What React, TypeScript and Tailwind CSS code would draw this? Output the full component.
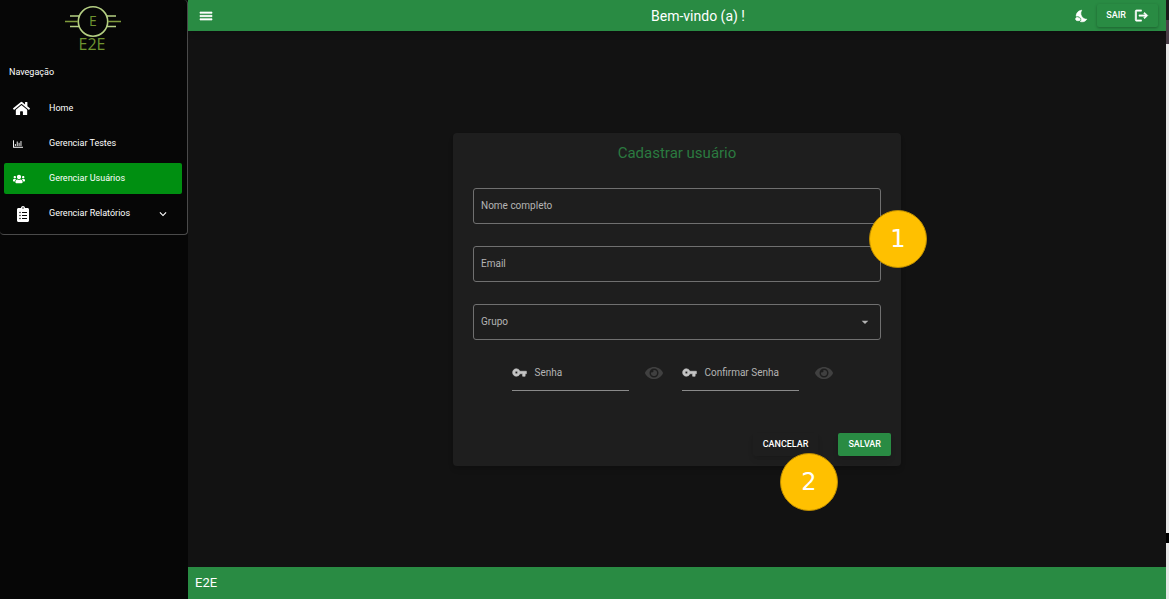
import type { ReactNode } from "react";
import { FaHome, FaUsers, FaClipboardList, FaEye, FaRegChartBar } from "react-icons/fa";
import {
  MdArrowDropDown,
  MdExpandMore,
  MdLogout,
  MdMenu,
  MdNightsStay,
  MdVpnKey,
} from "react-icons/md";

function Logo() {
  return (
    <svg viewBox="0 0 58 52" className="h-[52px] w-[58px]" fill="none" aria-label="E2E" role="img">
      <g stroke="#b5cf83" strokeWidth="1.6">
        <circle cx="29" cy="17.5" r="14.7" />
        <path d="M6 12H15.5M6 22.5H15.5M42.5 12H52M42.5 22.5H52" />
      </g>
      <path d="M1 17.5H14M44 17.5H57" stroke="#7f9a3c" strokeWidth="1.5" />
      <text x="29" y="22" textAnchor="middle" fontSize="14" fill="#6f9330" fontFamily="Open Sans, sans-serif">E</text>
      <text x="28" y="46" textAnchor="middle" fontSize="16" fill="#6f9330" fontFamily="Open Sans, sans-serif">E2E</text>
    </svg>
  );
}

function NavItem({ icon, label, active, trailing }: { icon: ReactNode; label: string; active?: boolean; trailing?: ReactNode }) {
  return (
    <li>
      <a
        href="#"
        aria-current={active ? "page" : undefined}
        className={`flex h-[31px] items-center rounded-xs pl-[9px] pr-3 text-[9px] ${active ? "bg-[#008f11]" : ""}`}
      >
        <span className="flex w-9 items-center">{icon}</span>
        <span className="flex-1">{label}</span>
        {trailing}
      </a>
    </li>
  );
}

function Sidebar() {
  return (
    <aside className="w-[188px] shrink-0 bg-[#060606]">
      <div className="rounded-sm border-r border-b border-[#4a4a4a] pt-1 pb-[5px]">
        <div className="flex justify-center pr-0.5">
          <Logo />
        </div>
        <h2 className="mt-2 px-[9px] text-[9px] leading-4">Navegação</h2>
        <nav className="mt-[13px] pl-1 pr-[5px]">
          <ul className="flex flex-col gap-1">
            <NavItem icon={<FaHome size={17} />} label="Home" />
            <NavItem icon={<FaRegChartBar size={10} />} label="Gerenciar Testes" />
            <NavItem icon={<FaUsers size={12} />} label="Gerenciar Usuários" active />
            <NavItem
              icon={<FaClipboardList size={16} className="mx-0.5" />}
              label="Gerenciar Relatórios"
              trailing={<MdExpandMore size={14} />}
            />
          </ul>
        </nav>
      </div>
    </aside>
  );
}

function TextField({ id, label, type }: { id: string; label: string; type: string }) {
  return (
    <div className="flex h-9 items-center gap-2 rounded-[3px] border border-[#707070] px-[7px]">
      <label htmlFor={id}>{label}</label>
      <input id={id} type={type} className="min-w-0 flex-1 bg-transparent outline-none" />
    </div>
  );
}

function PasswordField({ id, label }: { id: string; label: string }) {
  return (
    <div className="flex items-center">
      <div className="flex h-9 w-[117px] items-center border-b border-[#8a8a8a]">
        <MdVpnKey size={15} strokeWidth={1} className="mr-2 shrink-0 text-[#c4c4c4] [&>path:first-child]:stroke-none" />
        <label htmlFor={id} className="whitespace-nowrap">{label}</label>
        <input id={id} type="password" className="w-0 min-w-0 flex-1 bg-transparent outline-none" />
      </div>
      <button type="button" aria-label="Mostrar senha" className="ml-4 text-[#404040]">
        <FaEye size={18} />
      </button>
    </div>
  );
}

function Step({ children, className }: { children: ReactNode; className: string }) {
  return (
    <span
      className={`absolute flex size-[58px] items-center justify-center rounded-full border border-[#bc8c00] bg-[#ffc000] font-['DejaVu_Sans',sans-serif] text-2xl text-white ${className}`}
    >
      {children}
    </span>
  );
}

function UserForm() {
  return (
    <form className="relative w-[448px] rounded-sm bg-[#1e1e1e] pt-2 pr-[10px] pb-[10px] pl-5 text-[10px] text-[#b4b4b4] shadow-md">
      <div className="pr-[10px]">
        <h1 className="text-center text-[15px] leading-6 text-[#2b7a40]">Cadastrar usuário</h1>
        <div className="mt-[23px] flex flex-col gap-[22px]">
          <TextField id="nome" label="Nome completo" type="text" />
          <TextField id="email" label="Email" type="email" />
          <div className="flex h-9 items-center rounded-[3px] border border-[#707070] px-[7px]">
            <label htmlFor="grupo">Grupo</label>
            <select id="grupo" defaultValue="" className="flex-1 appearance-none bg-transparent outline-none">
              <option value=""></option>
            </select>
            <MdArrowDropDown size={16} />
          </div>
        </div>
        <div className="mt-[15px] flex justify-center gap-[19px] pr-[10px]">
          <PasswordField id="senha" label="Senha" />
          <PasswordField id="confirmar" label="Confirmar Senha" />
        </div>
      </div>
      <div className="mt-[42px] flex justify-end gap-5 text-[9px] font-medium text-white">
        <button type="button" className="h-[23px] rounded-xs px-[10px] pt-0.5 shadow-md">CANCELAR</button>
        <button type="submit" className="h-[23px] rounded-xs bg-[#298b43] px-[10px] pt-0.5 shadow-md">SALVAR</button>
      </div>
      <Step className="top-[77px] left-[416px]">1</Step>
      <Step className="top-[320px] left-[327px]">2</Step>
    </form>
  );
}

export default function App() {
  return (
    <div className="flex min-h-screen bg-[#121212] font-['Roboto',sans-serif] text-white">
      <Sidebar />
      <div className="flex min-w-0 flex-1 flex-col">
        <header className="flex h-[31px] items-center bg-[#298b43] pr-2 pl-[10px] shadow-md">
          <div className="flex flex-1">
            <button type="button" aria-label="Menu">
              <MdMenu size={16} strokeWidth={1} className="[&>path:first-child]:stroke-none" />
            </button>
          </div>
          <p className="pl-10 text-sm">Bem-vindo (a) !</p>
          <div className="flex flex-1 items-center justify-end gap-2">
            <button type="button" aria-label="Modo escuro">
              <MdNightsStay size={14} strokeWidth={1} className="[&>path:first-child]:stroke-none" />
            </button>
            <button
              type="button"
              className="flex h-[23px] items-center gap-2 rounded-xs px-[9px] text-[9px] font-medium shadow-[0_1px_3px_rgba(0,0,0,0.3)]"
            >
              SAIR
              <MdLogout size={15} strokeWidth={1} className="[&>path:first-child]:stroke-none" />
            </button>
          </div>
        </header>
        <main className="flex flex-1 items-center justify-center">
          <UserForm />
        </main>
        <footer className="flex h-8 items-center bg-[#298b43] px-[7px] text-[13px]">E2E</footer>
      </div>
      <div className="flex w-[3px] shrink-0 flex-col bg-[#e8e8e8]">
        <div className="h-5 bg-[#1b1b1b]" />
        <div className="h-6 bg-[#4a3f48]" />
        <div className="flex-1" />
        <div className="h-[10px] bg-black" />
        <div className="h-14" />
      </div>
    </div>
  );
}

### What the task requires:
Display every line of the listing that contains the string "full".

### Solution to this exercise:
What React, TypeScript and Tailwind CSS code would draw this? Output the full component.
      className={`absolute flex size-[58px] items-center justify-center rounded-full border border-[#bc8c00] bg-[#ffc000] font-['DejaVu_Sans',sans-serif] text-2xl text-white ${className}`}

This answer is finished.